PROGRESS OF EMIGRATION AND COLONISATION.
The government of Spain has made a grant of land in
that country, to be colonised by Irish Settlers. It
consists of 250 square miles, containing about 160,000 acres
on the banks of the Guadalquiver, in Andalusia and
Estremadura; a district depopulated by the expulsion of
the Moors, and never successfully occupied. A deputation
of London merchants interested in the trade with
Spain, and members of the projected Peninsular
Colonisation Company, waited on Mr. Labouchere on Friday,
for the purpose of submitting for his consideration the
grounds upon which they requested the grant of a
charter of incorporation to the company. The case
made by the deputation was, that the existing desire of
emigration in Ireland ought to be taken advantage of,
with a view to a more favourable location of the
emigrants than beyond the Atlantic. They said, that the
tract given by the Spanish government would afford the
most tempting inducements to colonisation, from its
agricultural capabilities, and the healthiness of the
climate. Mr. Labouchere, after having given the
statements made to him the most courteous attention, said,
a difficulty which appeared to him almost insuperable,
arose on a point of constitutional, or rather international
law as connected with the grant of a charter
incorporating a company having for its object the colonisation
of any portion of a foreign territory. But though on
this head he entertained a very strong opinion, he was
not adverse to giving a subject of such interest to
Ireland the best consideration in his power.

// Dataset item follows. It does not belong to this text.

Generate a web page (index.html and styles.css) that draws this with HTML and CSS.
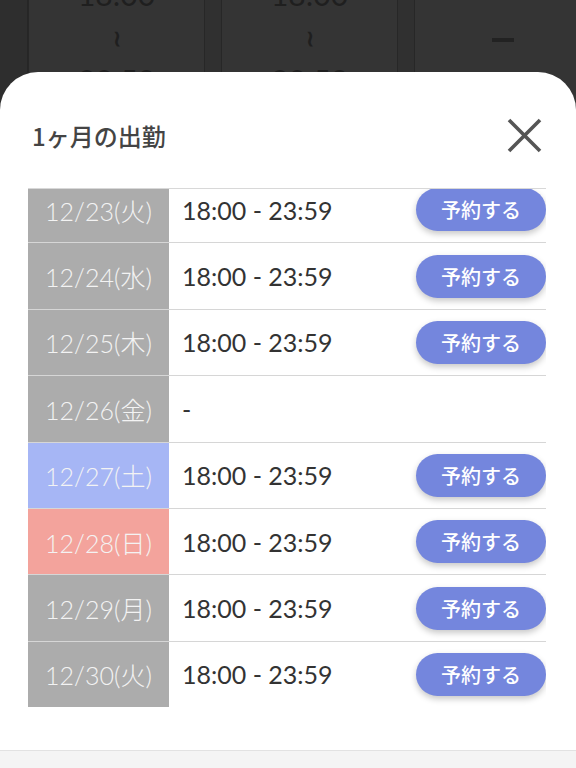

The current of Emigration from Ireland runs as
strongly as it did during the months of spring and summer.
The arrivals of emigrants in Dublin do not appear
to be quite so numerous, yet the leading shipbrokers
find it difficult enough to provide accommodation for the
applicants for passage who swarm the offices along the
quays and docks. On one day, above sixty cartloads of
peasants from the counties of Tipperary and Kilkenny
arrived in Waterford, to take shipping for Liverpool, to
go to America. In most instances they appeared of the
better class, and were well and comfortably clothed.
Among them were several old men and women, who
were going doubtless to join their relatives. From the
north riding of the same county, it appears by a local
paper, that the guardians of the Nenagh Union have
come to a unanimous determination to further thin the
population by promoting the emigration of paupers to
the Australian colonies. It is in contemplation to send
1000 at least of the able-bodied and youthful paupers,
the majority of whom are to be females. Accounts from
Canada and New Brunswick state that able-bodied
paupers recently sent out from Irish workhouses have
been at once absorbed in the labour-market, and that
work could have been readily found for many more.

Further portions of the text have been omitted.